Pros & cons of personal lines of credit
- You’ll receive quick access to funds, usually within one or two business days.
- Most banks offer lines of credit with interest rates lower than credit cards.
- It can be a good alternative to a personal loan, as you won’t borrow more than you need.
- It can be a better alternative to a credit card, which is likely to have higher interest rates.
- You may have the option to tie it to your checking account as a form of overdraft protection.
- Typically have higher interest rates than good credit personal loans and even some fair credit loans.
- Just like with credit cards, a high balance can negatively impact your credit score.
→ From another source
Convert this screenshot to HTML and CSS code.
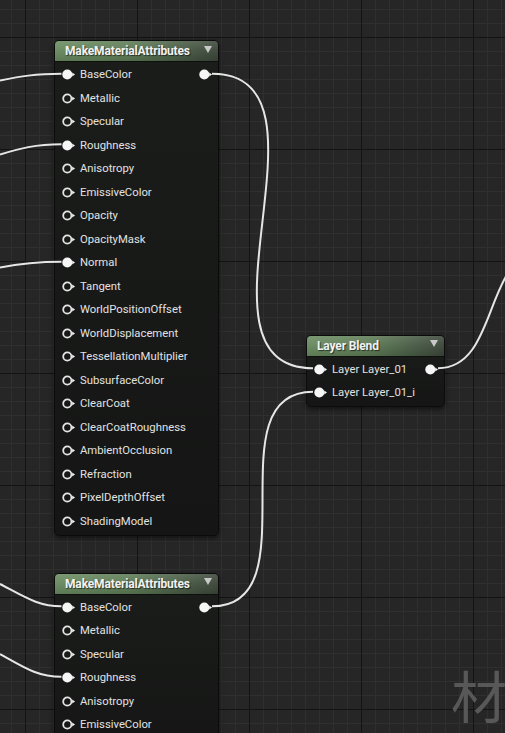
FILE: index.html
```html
<!DOCTYPE html>
<html>
<head>
<meta charset="utf-8">
<link rel="stylesheet" href="styles.css">
</head>
<body>
<div class="canvas">
  <div class="node node-a">
    <div class="node-header"><span class="title">MakeMaterialAttributes</span><span class="caret"></span></div>
    <div class="node-body">
      <div class="pin-row"><svg class="pin" viewBox="0 0 14 11"><circle cx="5.3" cy="5.5" r="5" class="fill"/><path d="M10.2 3.6 L13 5.5 L10.2 7.4 Z" class="fill"/></svg><span class="label">BaseColor</span><svg class="pin out" viewBox="0 0 14 11"><circle cx="5.3" cy="5.5" r="5" class="fill"/><path d="M10.2 3.6 L13 5.5 L10.2 7.4 Z" class="fill"/></svg></div>
      <div class="pin-row"><svg class="pin" viewBox="0 0 14 11"><circle cx="5.3" cy="5.5" r="4.1" class="ring"/><path d="M10.2 3.6 L13 5.5 L10.2 7.4 Z" class="fill"/></svg><span class="label">Metallic</span></div>
      <div class="pin-row"><svg class="pin" viewBox="0 0 14 11"><circle cx="5.3" cy="5.5" r="4.1" class="ring"/><path d="M10.2 3.6 L13 5.5 L10.2 7.4 Z" class="fill"/></svg><span class="label">Specular</span></div>
      <div class="pin-row"><svg class="pin" viewBox="0 0 14 11"><circle cx="5.3" cy="5.5" r="5" class="fill"/><path d="M10.2 3.6 L13 5.5 L10.2 7.4 Z" class="fill"/></svg><span class="label">Roughness</span></div>
      <div class="pin-row"><svg class="pin" viewBox="0 0 14 11"><circle cx="5.3" cy="5.5" r="4.1" class="ring"/><path d="M10.2 3.6 L13 5.5 L10.2 7.4 Z" class="fill"/></svg><span class="label">Anisotropy</span></div>
      <div class="pin-row"><svg class="pin" viewBox="0 0 14 11"><circle cx="5.3" cy="5.5" r="4.1" class="ring"/><path d="M10.2 3.6 L13 5.5 L10.2 7.4 Z" class="fill"/></svg><span class="label">EmissiveColor</span></div>
      <div class="pin-row"><svg class="pin" viewBox="0 0 14 11"><circle cx="5.3" cy="5.5" r="4.1" class="ring"/><path d="M10.2 3.6 L13 5.5 L10.2 7.4 Z" class="fill"/></svg><span class="label">Opacity</span></div>
      <div class="pin-row"><svg class="pin" viewBox="0 0 14 11"><circle cx="5.3" cy="5.5" r="4.1" class="ring"/><path d="M10.2 3.6 L13 5.5 L10.2 7.4 Z" class="fill"/></svg><span class="label">OpacityMask</span></div>
      <div class="pin-row"><svg class="pin" viewBox="0 0 14 11"><circle cx="5.3" cy="5.5" r="5" class="fill"/><path d="M10.2 3.6 L13 5.5 L10.2 7.4 Z" class="fill"/></svg><span class="label">Normal</span></div>
      <div class="pin-row"><svg class="pin" viewBox="0 0 14 11"><circle cx="5.3" cy="5.5" r="4.1" class="ring"/><path d="M10.2 3.6 L13 5.5 L10.2 7.4 Z" class="fill"/></svg><span class="label">Tangent</span></div>
      <div class="pin-row"><svg class="pin" viewBox="0 0 14 11"><circle cx="5.3" cy="5.5" r="4.1" class="ring"/><path d="M10.2 3.6 L13 5.5 L10.2 7.4 Z" class="fill"/></svg><span class="label">WorldPositionOffset</span></div>
      <div class="pin-row"><svg class="pin" viewBox="0 0 14 11"><circle cx="5.3" cy="5.5" r="4.1" class="ring"/><path d="M10.2 3.6 L13 5.5 L10.2 7.4 Z" class="fill"/></svg><span class="label">WorldDisplacement</span></div>
      <div class="pin-row"><svg class="pin" viewBox="0 0 14 11"><circle cx="5.3" cy="5.5" r="4.1" class="ring"/><path d="M10.2 3.6 L13 5.5 L10.2 7.4 Z" class="fill"/></svg><span class="label">TessellationMultiplier</span></div>
      <div class="pin-row"><svg class="pin" viewBox="0 0 14 11"><circle cx="5.3" cy="5.5" r="4.1" class="ring"/><path d="M10.2 3.6 L13 5.5 L10.2 7.4 Z" class="fill"/></svg><span class="label">SubsurfaceColor</span></div>
      <div class="pin-row"><svg class="pin" viewBox="0 0 14 11"><circle cx="5.3" cy="5.5" r="4.1" class="ring"/><path d="M10.2 3.6 L13 5.5 L10.2 7.4 Z" class="fill"/></svg><span class="label">ClearCoat</span></div>
      <div class="pin-row"><svg class="pin" viewBox="0 0 14 11"><circle cx="5.3" cy="5.5" r="4.1" class="ring"/><path d="M10.2 3.6 L13 5.5 L10.2 7.4 Z" class="fill"/></svg><span class="label">ClearCoatRoughness</span></div>
      <div class="pin-row"><svg class="pin" viewBox="0 0 14 11"><circle cx="5.3" cy="5.5" r="4.1" class="ring"/><path d="M10.2 3.6 L13 5.5 L10.2 7.4 Z" class="fill"/></svg><span class="label">AmbientOcclusion</span></div>
      <div class="pin-row"><svg class="pin" viewBox="0 0 14 11"><circle cx="5.3" cy="5.5" r="4.1" class="ring"/><path d="M10.2 3.6 L13 5.5 L10.2 7.4 Z" class="fill"/></svg><span class="label">Refraction</span></div>
      <div class="pin-row"><svg class="pin" viewBox="0 0 14 11"><circle cx="5.3" cy="5.5" r="4.1" class="ring"/><path d="M10.2 3.6 L13 5.5 L10.2 7.4 Z" class="fill"/></svg><span class="label">PixelDepthOffset</span></div>
      <div class="pin-row"><svg class="pin" viewBox="0 0 14 11"><circle cx="5.3" cy="5.5" r="4.1" class="ring"/><path d="M10.2 3.6 L13 5.5 L10.2 7.4 Z" class="fill"/></svg><span class="label">ShadingModel</span></div>
    </div>
  </div>

  <div class="node node-b">
    <div class="node-header"><span class="title">MakeMaterialAttributes</span><span class="caret"></span></div>
    <div class="node-body">
      <div class="pin-row"><svg class="pin" viewBox="0 0 14 11"><circle cx="5.3" cy="5.5" r="5" class="fill"/><path d="M10.2 3.6 L13 5.5 L10.2 7.4 Z" class="fill"/></svg><span class="label">BaseColor</span><svg class="pin out" viewBox="0 0 14 11"><circle cx="5.3" cy="5.5" r="5" class="fill"/><path d="M10.2 3.6 L13 5.5 L10.2 7.4 Z" class="fill"/></svg></div>
      <div class="pin-row"><svg class="pin" viewBox="0 0 14 11"><circle cx="5.3" cy="5.5" r="4.1" class="ring"/><path d="M10.2 3.6 L13 5.5 L10.2 7.4 Z" class="fill"/></svg><span class="label">Metallic</span></div>
      <div class="pin-row"><svg class="pin" viewBox="0 0 14 11"><circle cx="5.3" cy="5.5" r="4.1" class="ring"/><path d="M10.2 3.6 L13 5.5 L10.2 7.4 Z" class="fill"/></svg><span class="label">Specular</span></div>
      <div class="pin-row"><svg class="pin" viewBox="0 0 14 11"><circle cx="5.3" cy="5.5" r="5" class="fill"/><path d="M10.2 3.6 L13 5.5 L10.2 7.4 Z" class="fill"/></svg><span class="label">Roughness</span></div>
      <div class="pin-row"><svg class="pin" viewBox="0 0 14 11"><circle cx="5.3" cy="5.5" r="4.1" class="ring"/><path d="M10.2 3.6 L13 5.5 L10.2 7.4 Z" class="fill"/></svg><span class="label">Anisotropy</span></div>
      <div class="pin-row"><svg class="pin" viewBox="0 0 14 11"><circle cx="5.3" cy="5.5" r="4.1" class="ring"/><path d="M10.2 3.6 L13 5.5 L10.2 7.4 Z" class="fill"/></svg><span class="label">EmissiveColor</span></div>
      <div class="pin-row"><svg class="pin" viewBox="0 0 14 11"><circle cx="5.3" cy="5.5" r="4.1" class="ring"/><path d="M10.2 3.6 L13 5.5 L10.2 7.4 Z" class="fill"/></svg><span class="label">Opacity</span></div>
    </div>
  </div>

  <div class="node node-blend">
    <div class="node-header"><span class="title">Layer Blend</span><span class="caret"></span></div>
    <div class="node-body">
      <div class="pin-row"><svg class="pin" viewBox="0 0 14 11"><circle cx="5.3" cy="5.5" r="5" class="fill"/><path d="M10.2 3.6 L13 5.5 L10.2 7.4 Z" class="fill"/></svg><span class="label">Layer Layer_01</span><svg class="pin out" viewBox="0 0 14 11"><circle cx="5.3" cy="5.5" r="5" class="fill"/><path d="M10.2 3.6 L13 5.5 L10.2 7.4 Z" class="fill"/></svg></div>
      <div class="pin-row"><svg class="pin" viewBox="0 0 14 11"><circle cx="5.3" cy="5.5" r="5" class="fill"/><path d="M10.2 3.6 L13 5.5 L10.2 7.4 Z" class="fill"/></svg><span class="label">Layer Layer_01_i</span></div>
    </div>
  </div>

  <svg class="wires" viewBox="0 0 505 733">
    <path d="M0 80.5 C20 76.5, 35 73.75, 61.5 73.75"/>
    <path d="M0 154.5 C20 148.5, 35 144.25, 61.5 144.25"/>
    <path d="M0 267.5 C20 263.5, 35 261.75, 61.5 261.75"/>
    <path d="M212 73.75 C347 73.75, 178 368.25, 313 368.25"/>
    <path d="M212 606.25 C313 606.25, 212 391.75, 313 391.75"/>
    <path d="M438 368.25 C500 368.25, 483 250, 545 250"/>
    <path d="M0 584 C25 597, 38 606.25, 61.5 606.25"/>
    <path d="M0 654 C25 668, 38 676.75, 61.5 676.75"/>
  </svg>

  <div class="watermark">材</div>
</div>
</body>
</html>
```

FILE: styles.css
```css
html, body {
  margin: 0;
  padding: 0;
  background: #262626;
}

.canvas {
  position: relative;
  width: 505px;
  height: 733px;
  overflow: hidden;
  background-color: #262626;
  background-image:
    linear-gradient(to right, #141414 1px, transparent 1px),
    linear-gradient(to bottom, #141414 1px, transparent 1px),
    linear-gradient(to right, #2f2f2f 1px, transparent 1px),
    linear-gradient(to bottom, #2f2f2f 1px, transparent 1px);
  background-size: 112px 112px, 112px 112px, 14px 14px, 14px 14px;
  background-position: 25px 37px, 25px 37px, 11px 9px, 11px 9px;
  font-family: Roboto, "Noto Sans", sans-serif;
}

.node {
  position: absolute;
  box-sizing: border-box;
  border: 1px solid #0b0b0b;
  border-radius: 5px;
  background: linear-gradient(180deg, #1b1d1b 0%, #141514 100%);
  box-shadow: 0 2px 5px rgba(0, 0, 0, 0.55);
  display: flex;
  flex-direction: column;
}

.node-a { left: 54px; top: 40px; width: 165px; }
.node-b { left: 54px; top: 572.5px; width: 165px; }
.node-blend { left: 306px; top: 334.5px; width: 139px; }

.node-header {
  height: 20px;
  display: flex;
  align-items: center;
  padding: 0 6px 0 10px;
  border-radius: 4px 4px 0 0;
  background:
    linear-gradient(180deg, rgba(255, 255, 255, 0.12) 0%, rgba(255, 255, 255, 0.03) 45%, rgba(0, 0, 0, 0.12) 100%),
    linear-gradient(90deg, #6a8b61 0%, #5e7c56 45%, #4b5f47 75%, #3c473a 100%);
  border-bottom: 1px solid #0e100e;
}

.title {
  flex: 1;
  color: #f2f2f2;
  font-size: 12px;
  font-weight: 700;
  letter-spacing: -0.15px;
  text-shadow: 1px 1px 1px rgba(0, 0, 0, 0.6);
  white-space: nowrap;
}

.caret {
  width: 0;
  height: 0;
  border-left: 4.5px solid transparent;
  border-right: 4.5px solid transparent;
  border-top: 7px solid #c9c9c9;
  margin-bottom: 4px;
}

.node-body {
  padding: 1px 0 1.5px 0;
  display: flex;
  flex-direction: column;
}

.pin-row {
  height: 23.5px;
  display: flex;
  align-items: center;
  padding: 0 5px 0 6.5px;
}

.pin {
  width: 14px;
  height: 11px;
  flex: none;
}

.pin .fill { fill: #f6f6f6; }
.pin .ring { fill: none; stroke: #e4e4e4; stroke-width: 1.8; }

.pin.out { margin-left: auto; }

.label {
  margin-left: 4.5px;
  color: #e2e2e2;
  font-size: 11.3px;
  white-space: nowrap;
}

.wires {
  position: absolute;
  left: 0;
  top: 0;
  width: 505px;
  height: 733px;
  pointer-events: none;
}

.wires path {
  fill: none;
  stroke: #e6e6e6;
  stroke-width: 2;
}

.watermark {
  position: absolute;
  left: 451px;
  top: 666px;
  font-family: "Noto Sans CJK SC", sans-serif;
  font-size: 56px;
  line-height: 1;
  color: #585858;
  pointer-events: none;
}
```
Generally, you want to keep your due below 30% of your credit limit.
- Most personal lines of credit have variable rates that will increase if the market rate goes up. This means your monthly payment may change each month. If you prefer a predictable, fixed payment and rate, a personal loan is a better option.
Personal line of credit eligibility & rates
Like many financing options, personal line of credit eligibility and rates are based on several factors, including your credit history, credit score, income, and debt-to-income ratio (DTI). A high credit score and a low DTI ratio will yield lower rates.
Regardless, rates on a personal line of credit are typically better than those associated with credit cards.
Relative to financing such as HELOCs or secured loans, however, they are still higher, since a personal line of credit is unsecured. And in some cases, you’ll be expected to pay down your debt pretty quickly.
Bottom Line: Is a personal line of credit right for you?
Whether a personal line of credit is right for you will depend on your specific financial situation. Personal lines of credit have many perks, including flexibility, and lower interest and higher limits than credit cards.
However, it’s important to be realistic about your current income and only take out what you are able to repay.
Always consider all of your credit options before making any final decisions on financing. And always have a plan for how you will use the money—and how you will pay it back.